There was no solar in the base year, but there is in the performance year.
You can do a regression of solar production to solar insolation for the performance year. (You will have to do this again for every year of the performance period.) Then you apply TMY weather data to your regression equation. The result will be, “This is how much solar production we would have had in a typical year with the equipment as it is now running.”
This method is fair. But there is an implicit assumption that TMY data is accurate, and there have been studies that show that TMY data seems to change every decade.
You are measuring the solar system’s production each year. If you do this, then you would have to measure Building kWh at the building, which is Bill kWh during the base year, and it is sub-metered Building kWh during the performance period. You would have to track savings for all ECMs except for solar using this method, and then add in the solar savings using the method we are speaking of now.
If you were to use Option C software, you can model this as follows:
- Add meter with baseline = 0. That is the solar production meter.
- A meter with performance period data for solar production. Enter it positive.
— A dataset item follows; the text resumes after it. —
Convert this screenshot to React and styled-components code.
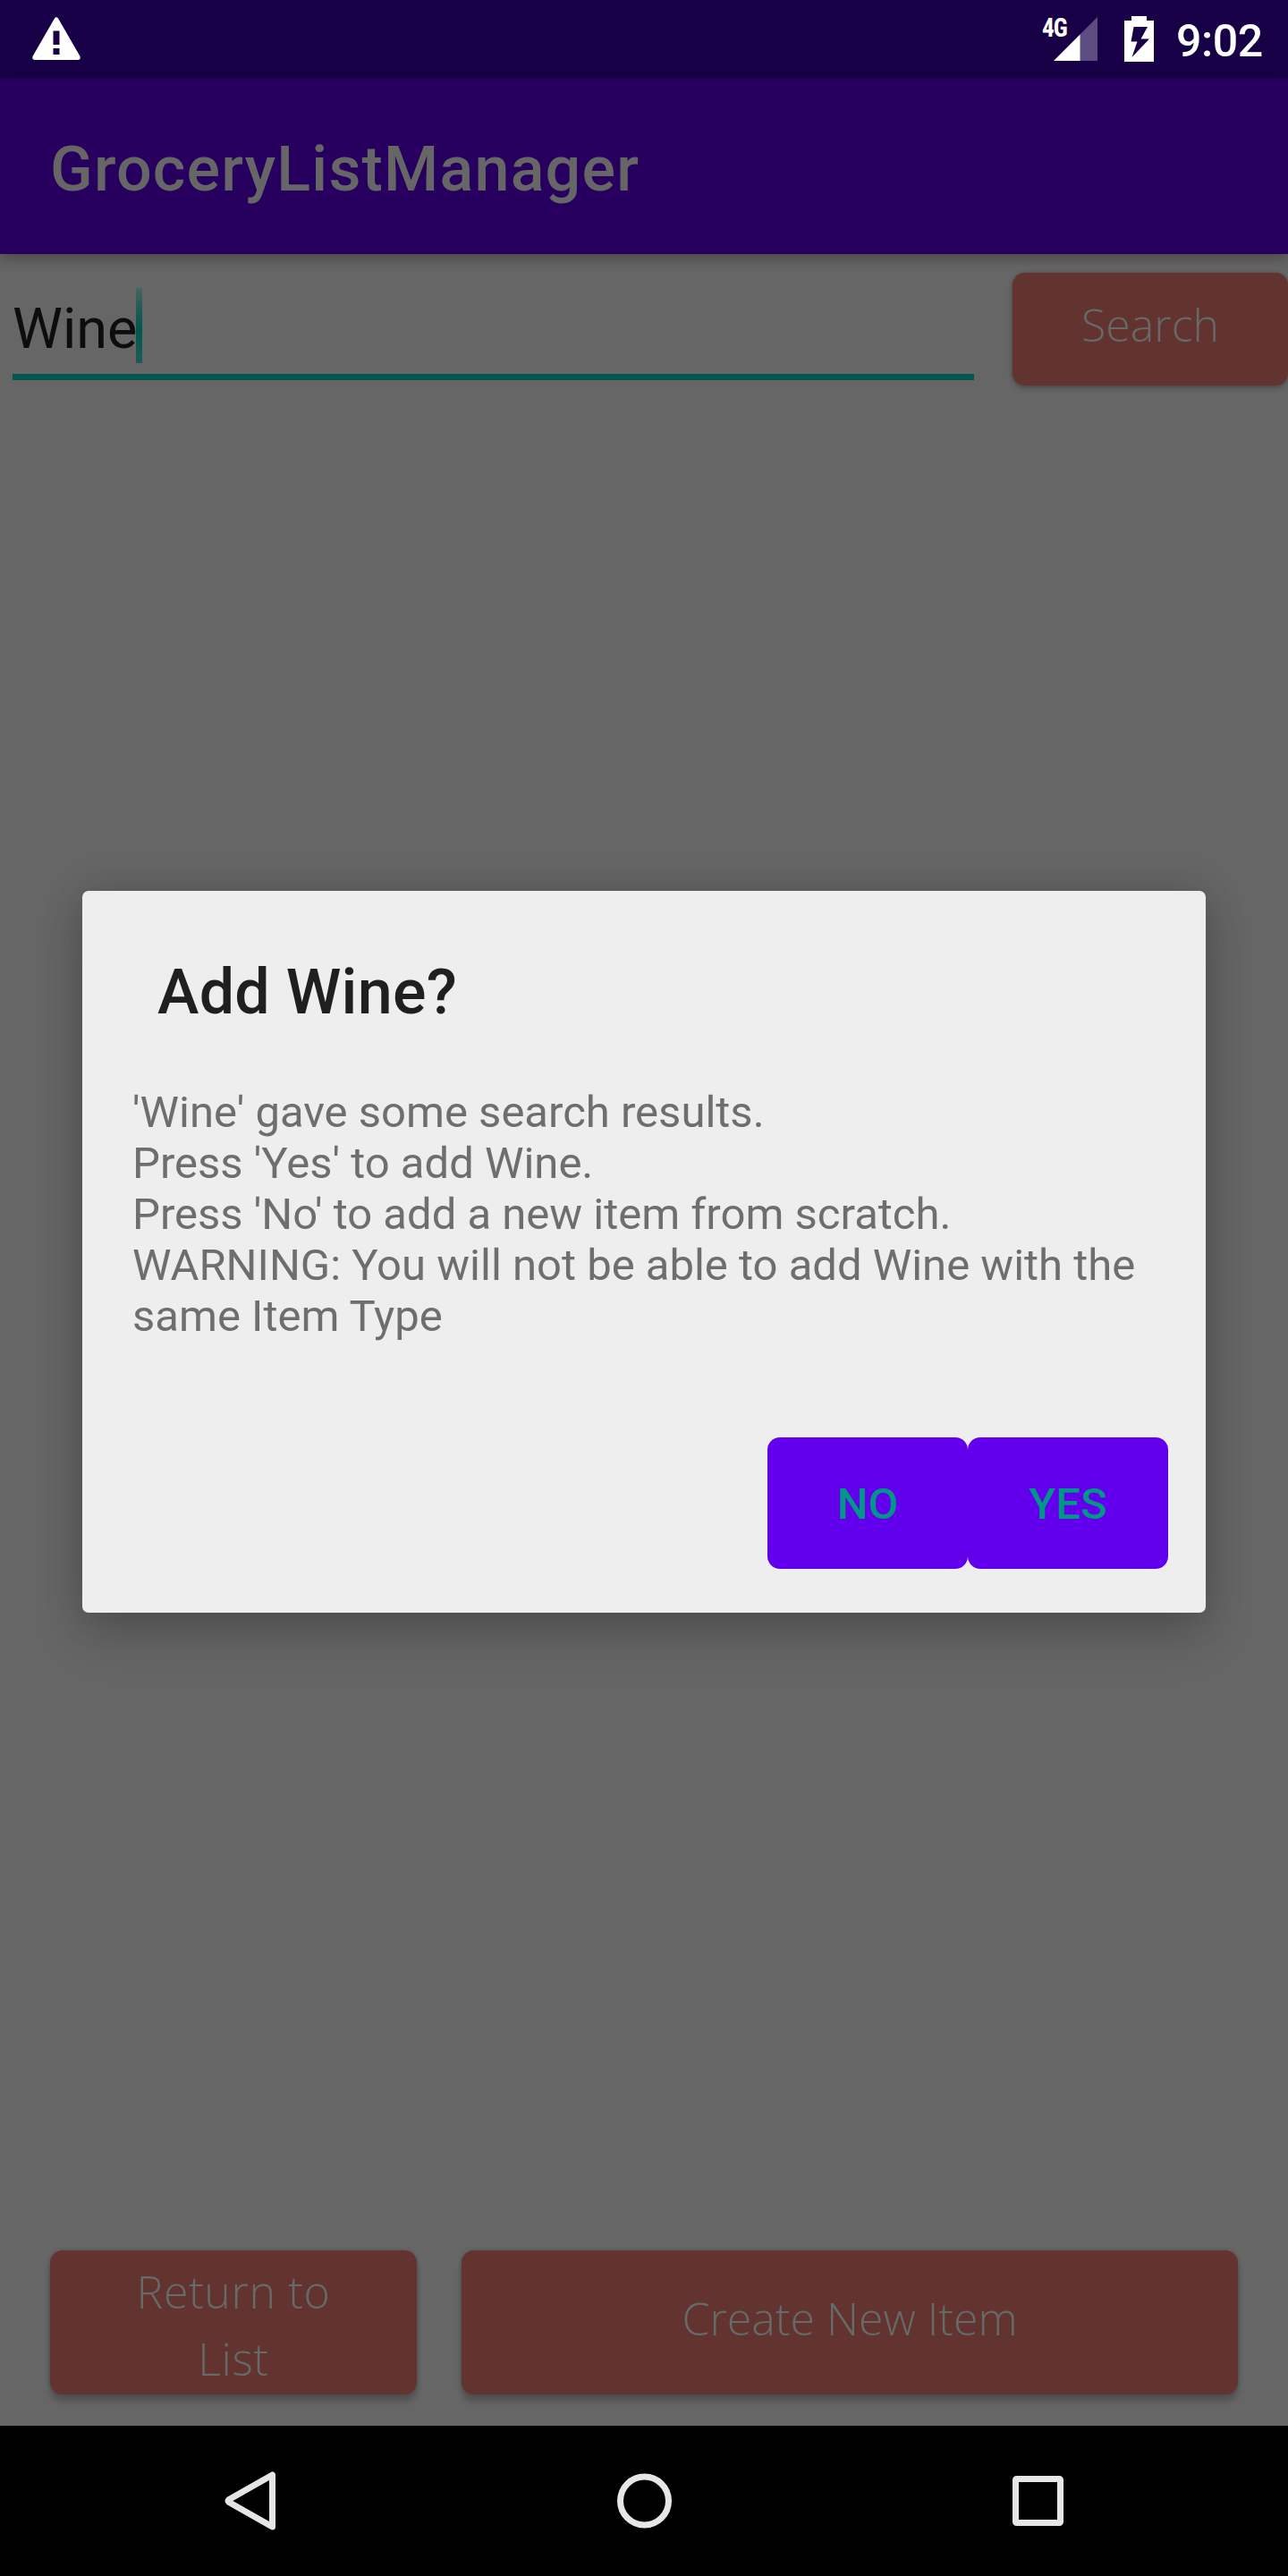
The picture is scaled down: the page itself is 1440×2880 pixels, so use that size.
import React from "react";
import styled, { createGlobalStyle } from "styled-components";

const GlobalStyle = createGlobalStyle`
  * { box-sizing: border-box; }
  body { margin: 0; background: #666666; }
  button { border: 0; margin: 0; padding: 0; font: inherit; }
`;

const Screen = styled.div`
  position: relative;
  display: flex;
  flex-direction: column;
  width: 1440px;
  height: 2880px;
  overflow: hidden;
  background: #666666;
  font-family: Roboto, sans-serif;
`;

const StatusBar = styled.header`
  display: flex;
  align-items: flex-start;
  flex: 0 0 88px;
  padding: 0 29px 0 36px;
  background: #180047;
  color: #ffffff;
`;

const StatusIcons = styled.div`
  display: flex;
  align-items: flex-start;
  margin-left: auto;
`;

const WarningIcon = styled.svg`
  width: 54px;
  height: 50px;
  margin-top: 18px;
`;

const NetworkType = styled.span`
  margin: 14px -17px 0 0;
  width: 30px;
  font-family: "Roboto Condensed", Roboto, sans-serif;
  font-size: 29px;
  font-weight: 700;
  line-height: 34px;
  letter-spacing: -1px;
  white-space: nowrap;
  transform: scaleX(0.94);
  transform-origin: left;
`;

const SignalIcon = styled.svg`
  width: 49px;
  height: 49px;
  margin: 19px 30px 0 0;
`;

const BatteryIcon = styled.svg`
  width: 33px;
  height: 51px;
  margin: 18px 25px 0 0;
`;

const Clock = styled.span`
  width: 96px;
  margin-top: 4px;
  font-size: 50px;
  font-weight: 500;
  line-height: 84px;
  letter-spacing: -0.4px;
  white-space: nowrap;
`;

const AppBar = styled.div`
  display: flex;
  align-items: center;
  flex: 0 0 196px;
  padding: 6px 56px 0;
  background: #27005f;
  box-shadow: 0 5px 14px rgba(0, 0, 0, 0.3);
`;

const AppTitle = styled.h1`
  margin: 0;
  color: #666666;
  font-size: 70px;
  font-weight: 500;
  line-height: 82px;
  letter-spacing: 1.2px;
`;

const Content = styled.main`
  display: flex;
  flex-direction: column;
  justify-content: space-between;
  flex: 1;
  padding-bottom: 35px;
`;

const SearchRow = styled.div`
  display: flex;
  align-items: flex-start;
  justify-content: space-between;
  padding: 21px 0 0 14px;
`;

const SearchField = styled.div`
  display: flex;
  align-items: flex-start;
  width: 1075px;
  height: 120px;
  padding-top: 17px;
  border-bottom: 7px solid #01574f;
`;

const FieldText = styled.span`
  padding-top: 9px;
  color: #0d0d0d;
  font-size: 63px;
  line-height: 74px;
`;

const Cursor = styled.i`
  width: 7px;
  height: 84px;
  margin-left: -1px;
  background: linear-gradient(#4a6562 0%, #1f5c56 28%, #01574f 55%, #1f5b55 100%);
`;

const CasualButton = styled.button`
  display: flex;
  align-items: center;
  justify-content: center;
  width: ${(p) => p.$width}px;
  height: ${(p) => p.$height}px;
  padding-top: ${(p) => p.$lower || 0}px;
  padding-bottom: ${(p) => p.$lift || 0}px;
  border-radius: 14px;
  background: #63332f;
  box-shadow: 0 ${(p) => p.$drop}px 6px rgba(0, 0, 0, 0.18), 0 0 4px rgba(0, 0, 0, 0.22);
  color: #666a6a;
  font-family: "Coming Soon", "Open Sans", sans-serif;
  font-size: 50px;
  font-weight: 300;
  line-height: 75px;
  letter-spacing: ${(p) => p.$tracking || 0}px;
  text-align: center;
`;

const BottomRow = styled.div`
  display: flex;
  justify-content: space-between;
  padding: 0 56px;
`;

const NavBar = styled.nav`
  display: flex;
  align-items: center;
  justify-content: space-between;
  flex: 0 0 168px;
  padding: 0 251px;
  background: #000000;
`;

const NavIcon = styled.svg`
  width: ${(p) => p.$size}px;
  height: 68px;
  fill: none;
  stroke: #e6e6e6;
  stroke-width: 7;
  stroke-linejoin: round;
`;

const DialogLayer = styled.div`
  position: absolute;
  inset: 88px 0 168px;
  display: flex;
  align-items: center;
  justify-content: center;
  padding-bottom: 1px;
`;

const Dialog = styled.section`
  display: flex;
  flex-direction: column;
  width: 1256px;
  height: 807px;
  padding: 72px 42px 49px 56px;
  border-radius: 7px;
  background: #eeeeee;
  box-shadow: 0 28px 56px rgba(0, 0, 0, 0.16), 0 0 46px rgba(0, 0, 0, 0.16);
`;

const DialogTitle = styled.h2`
  margin: 0 0 0 28px;
  color: #1f1f1f;
  font-size: 70px;
  font-weight: 500;
  line-height: 82px;
  letter-spacing: 0.25px;
`;

const DialogText = styled.p`
  margin: 65px 0 0;
  color: #6e6e6e;
  font-size: 49px;
  line-height: 57px;
  white-space: nowrap;
`;

const DialogActions = styled.div`
  display: flex;
  justify-content: flex-end;
  margin-top: auto;
`;

const DialogButton = styled.button`
  width: 224px;
  height: 147px;
  padding-top: 2px;
  border-radius: 14px;
  background: #6200ee;
  color: #009688;
  font-size: 49px;
  font-weight: 500;
  line-height: 57px;
  text-align: center;
`;

const message = [
  "'Wine' gave some search results.",
  "Press 'Yes' to add Wine.",
  "Press 'No' to add a new item from scratch.",
  "WARNING: You will not be able to add Wine with the",
  "same Item Type",
];

const stackLines = (lines) =>
  lines.map((line, i) => (
    <React.Fragment key={line}>
      {i > 0 && <br />}
      {line}
    </React.Fragment>
  ));

export default function App() {
  return (
    <Screen>
      <GlobalStyle />
      <StatusBar>
        <WarningIcon viewBox="0 0 54 50">
          <path
            fill="#fff"
            fillRule="evenodd"
            d="M25 2.5Q27 0 29 2.5L53.500 45Q54.500 49 51 49H3Q-.5 49 .5 45ZM23.500 16.500V32H30.500V16.500ZM23.500 36V43H30.500V36Z"
          />
        </WarningIcon>
        <StatusIcons>
          <NetworkType>4G</NetworkType>
          <SignalIcon viewBox="0 0 49 49">
            <path fill="#5d4c80" d="M49 0V49H29V20Z" />
            <path fill="#fff" d="M29.500 19.500V49H0Z" />
          </SignalIcon>
          <BatteryIcon viewBox="0 0 33 51">
            <path
              fill="#fff"
              fillRule="evenodd"
              d="M8 0H25V5H33V51H0V5H8ZM10.500 12L7.500 28.500H14.500L8.500 46L28 25.500H18.500L26 12Z"
            />
          </BatteryIcon>
          <Clock>9:02</Clock>
        </StatusIcons>
      </StatusBar>
      <AppBar>
        <AppTitle>GroceryListManager</AppTitle>
      </AppBar>
      <Content>
        <SearchRow>
          <SearchField>
            <FieldText>Wine</FieldText>
            <Cursor />
          </SearchField>
          <CasualButton $width={308} $height={126} $drop={4} $lift={9}>
            Search
          </CasualButton>
        </SearchRow>
        <BottomRow>
          <CasualButton $width={410} $height={161} $drop={9} $lower={7} $tracking={0.6}>
            <span>{stackLines(["Return to", "List"])}</span>
          </CasualButton>
          <CasualButton $width={868} $height={161} $drop={9} $lift={9}>
            Create New Item
          </CasualButton>
        </BottomRow>
      </Content>
      <NavBar>
        <NavIcon $size={57} viewBox="0 0 57 68">
          <path d="M53.500 5V63L5 35.500Q3 34 5 32.500Z" />
        </NavIcon>
        <NavIcon $size={61} viewBox="0 0 61 68">
          <circle cx="30.500" cy="34" r="27" />
        </NavIcon>
        <NavIcon $size={57} viewBox="0 0 57 68">
          <rect x="3.500" y="9.500" width="50" height="49" rx="1" />
        </NavIcon>
      </NavBar>
      <DialogLayer>
        <Dialog role="dialog">
          <DialogTitle>Add Wine?</DialogTitle>
          <DialogText>{stackLines(message)}</DialogText>
          <DialogActions>
            <DialogButton>NO</DialogButton>
            <DialogButton>YES</DialogButton>
          </DialogActions>
        </Dialog>
      </DialogLayer>
    </Screen>
  );
}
- Enter a variable for solar insolation or solar irradiance
- Do a regression on each performance year solar production using your variable.
- Import TMY data
- And provide a report of savings, Baseline – Actual, where Baseline = 0, and Actual is the solar production as estimated by the regression equation which was created with performance year data.
If you want to measure Solar to Grid kWh, then you probably should just use the method presented above, where
Solar to Grid kWh Savings = 0 – Actual Solar to Grid kWh
I cannot think of any way to use TMY on this that is not too convoluted. Fortunately, Solar to Grid $ will in most cases be very small.
The Option C software will likely not be able to make a report that shows savings using this two-regression method (for solar) and the traditional one-regression method (for the other ECMs) together. You will most likely have to copy and paste and format results from the software in Excel to make a report that handles both the solar and the rest of the facility.